2500 (Throttled 1000 up) Latency Down Up
Bell Alliant - Halifax (3907) 24 1558 915
Bell Canada - Montreal (17567) 1 1650 931
Bell Canada - Toronto (17394) 8 1620 931
Bell Mobility - Winnepeg (17395) 30 1569 885
Bell Mobility - Calgary (17399) 47 1600 890

2500 (Throttled 1000 up +bbr ) Latency Down Up
Bell Alliant - Halifax (3907) 24 1541 922
Bell Canada - Montreal (17567) 1 1639 940
Bell Canada - Toronto (17394) 8 1583 936
Bell Mobility - Winnepeg (17395) 30 1617 928
Bell Mobility - Calgary (17399) 47 1547 916

Pentangle

@mind12 I'd say you would now need to benchmark your ISP. By this I mean that your connection to the internet does not just consist of your connection to the hole in your wall, but also the structure of your ISP's network and its peering to the internet. As such, you may want to bring down your limiter bandwidth settings, just by maybe 5mbit/s each, and see again whether your latency increases by roughly +21ms and +8ms again. If it's constant then there's nothing much else you can do on your end of the link and that latency increase may be due to whatever's in your ISP's network or how they deal with your packets when they get them. Once you've done this you can slowly increase the bandwidth settings again until you get to a point whereby the latency goes through the roof. This would then be the speed at which you can send through your pfsense instance and you should then drop it back a bit to ensure your limiters can do their stuff as much as possible. Then once you've finished your testing you should be able to see whether your ISP is adding a reasonable amount of latency or not. Personally, from here I wouldn't be too unhappy with a 23ms upstream latency but a 36ms downstream latency looks a little suboptimal (although a lot depends upon a number of factors probably beyond your control).

Gertjan

@pentangle : your keyboard seems broken ...

Pentangle

@gertjan said in Playing with fq_codel in 2.4:

@pentangle : your keyboard seems broken ...

In what way?

mind12

@pentangle Thanks I will try this.
Those results are not that bad at all, I just would like to maximally optimize my limiter.

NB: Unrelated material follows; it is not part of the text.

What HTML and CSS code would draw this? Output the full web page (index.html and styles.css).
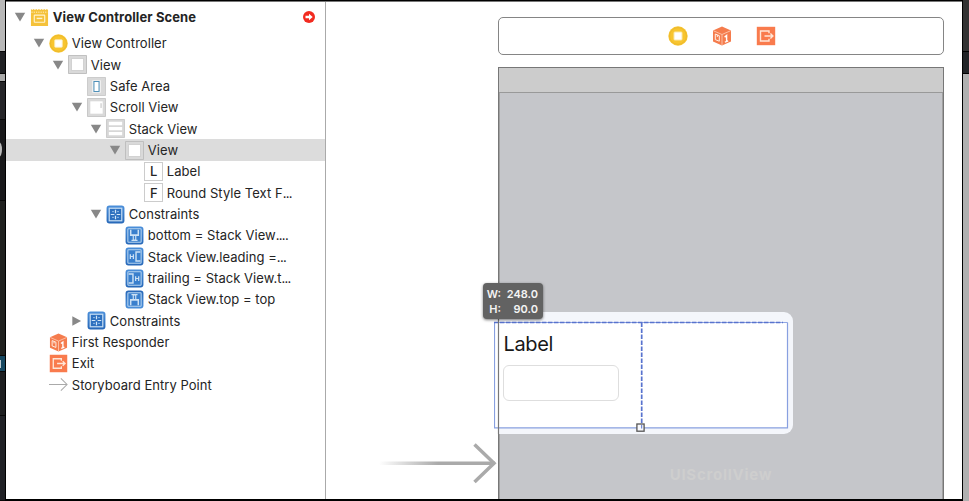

What if it doesnt change by lowering the bandwidth?

How will I know if my limiter is the bottleneck? The other advanced parameters could also affect the results right? Queue length, limit flows etc.

Pentangle

@mind12 If the results don't change then you are within your bandwidth limits. The idea being that the limiters and FQ_CoDel need a certain amount of 'headroom' in order to operate (shuffling smaller packets to the front of the queue, etc), and so it'll operate well until it doesn't have enough 'headroom' to play with. You need to determine that headroom (bandwidth limit) and the easiest way to do it is to edge the bandwidth limits up until latency takes a nosedive at which point you know that your FQ_CoDel's efficiency is being impaired by the amount of headroom it has to play with, so you dial it back a notch and voila - the fastest throughput you could get whilst retaining low latency.
As regards other limits, I suggest you do a little reading on what those do for you. The settings I gave should be more than adequate for your connection - they work well with my 300/50 connection here.

fabrizior

@mind12 I drove myself nuts trying to tune the limiter & queue knobs at various limiter bandwidth settings on a 400/25 mbps service with and without load (100 sockets generating ~30+ MB/s download throughput).

What I’ve learned from folks here (thank you):

The only setting that induced definitive change in my test results was the bandwidth limit. The other settings recommended seem sufficiently high to allow proper functionality under load while varying the limiter bandwidth as suggested to identify the required headroom.

The general consensus seems to be that, once configured for appropriate headroom based on your provisioned rates, any variable and higher-than-desired latency results are likely induced somewhere upstream with the ISP’s equipment suffering from bufferbloat (or over-provisioning).

If speed tests and bufferbloat latency numbers stay fairly stable with and without significant load running in parallel with the test, then your side of things is well-tuned.

@pentangle said in Playing with fq_codel in 2.4:

@mind12 If the results don't change then you are within your bandwidth limits. The idea being that the limiters and FQ_CoDel need a certain amount of 'headroom' in order to operate (shuffling smaller packets to the front of the queue, etc), and so it'll operate well until it doesn't have enough 'headroom' to play with. You need to determine that headroom (bandwidth limit) and the easiest way to do it is to edge the bandwidth limits up until latency takes a nosedive at which point you know that your FQ_CoDel's efficiency is being impaired by the amount of headroom it has to play with, so you dial it back a notch and voila - the fastest throughput you could get whilst retaining low latency.
As regards other limits, I suggest you do a little reading on what those do for you. The settings I gave should be more than adequate for your connection - they work well with my 300/50 connection here.

MoonKnight

Got this test without playing with fq_codel
I do have 500/500 connection

Pentangle

@ciscox With a 500/500 connection, unless you're regularly maxing it out (unlikely) then you might not find shaping is necessary for you.